Gobernar es asunto de civismo
La Constitución de la República declara taxativamente el carácter no político–partidista de la función pública. No podía ser distinto por cuanto de un desempeño objetivo, depende la eficiencia y eficacia de la Administración Pública. Por esa razón, el constituyente delineó el artículo 145 de forma categórica. Su redacción se elaboró sin ambages. Puntualizó que los funcionarios “están al servicio del Estado y no de parcialidad política alguna”.
Del mismo modo, lo refería la Constitución de 1961. Entendiéndose por funcionario, toda persona que preste sus servicios al aparato administrativo público desde cualquier función de gobierno a través de la cual exponga su capacidad a favor de las exigencias del cargo o labor profesional a desempeñar. En consecuencia, quienes se desempeñen en cuadros de gobierno, son funcionarios. Sea en cargos de carrera o de elección popular, de libre nombramiento y remoción o contratados.
Un gobernante, de cualquier estamento estatal, menos que nadie, no está exceptuado de acatar los deberes de todo funcionario. Su labor como servidor público debe marcar una notable referencia. Su ejemplo bien podría incitar actitudes necesarias para el fortalecimiento del gobierno en su totalidad. Sin embargo, no es lo que actualmente está observándose en medio de la crisis que acosa al país. Particularmente, por parte de aquellos gobernantes afectos al proceso de gobierno más por sumisión política que por condición institucional o por convicción teórico–conceptual.
Generalmente, quienes gobiernan entidades político–administrativas bajo el sometimiento que estigmatiza la rastrera subordinación, emula desvergonzadamente el acompasado movimiento de un títere en plena trabajo circense. A simple vista se advierte que desconoce no sólo aspectos relacionados con teoría de gobierno, de organización pública, administrativa y económica. También, problemas terminales del sistema social y demandas focales del sistema político.
Es absurdo pensar que gobernar puede reducirse al hecho precario y directo de ordenar diligencias, a desdén de solicitudes clamadas desde realidades atosigadas por conflictos y desavenencias de toda naturaleza. Asimismo, resulta disparatado considerar que gobernar es desviar la atención y preocupación hacia necesidades de estricto contenido proselitista pues de esa manera se desvía el propósito inherente al acto de abordar procesos sociales creativos que mancomunan necesidades dispares de legítima raigambre.

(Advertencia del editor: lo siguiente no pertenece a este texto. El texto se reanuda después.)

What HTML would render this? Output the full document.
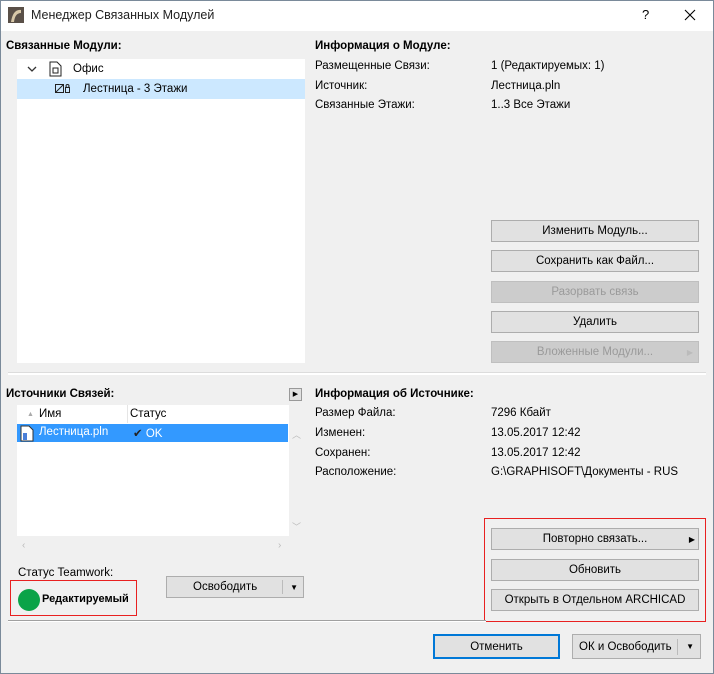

Debe concienciarse que gobernar es cada vez un problema más difícil. Que gobernar en democracia, lo es más aún. De no comprenderse esto, las realidades se encrudecerán y encarecerán más allá de lo imaginable. Mientras no se reconozca que gobernar es asunto de civismo, no de militarismo, el país seguirá viéndose emboscado por la violencia, la impudicia, el entorpecimiento y la conflagración. Por tanto, vale insistir que gobernar es un asunto de civismo.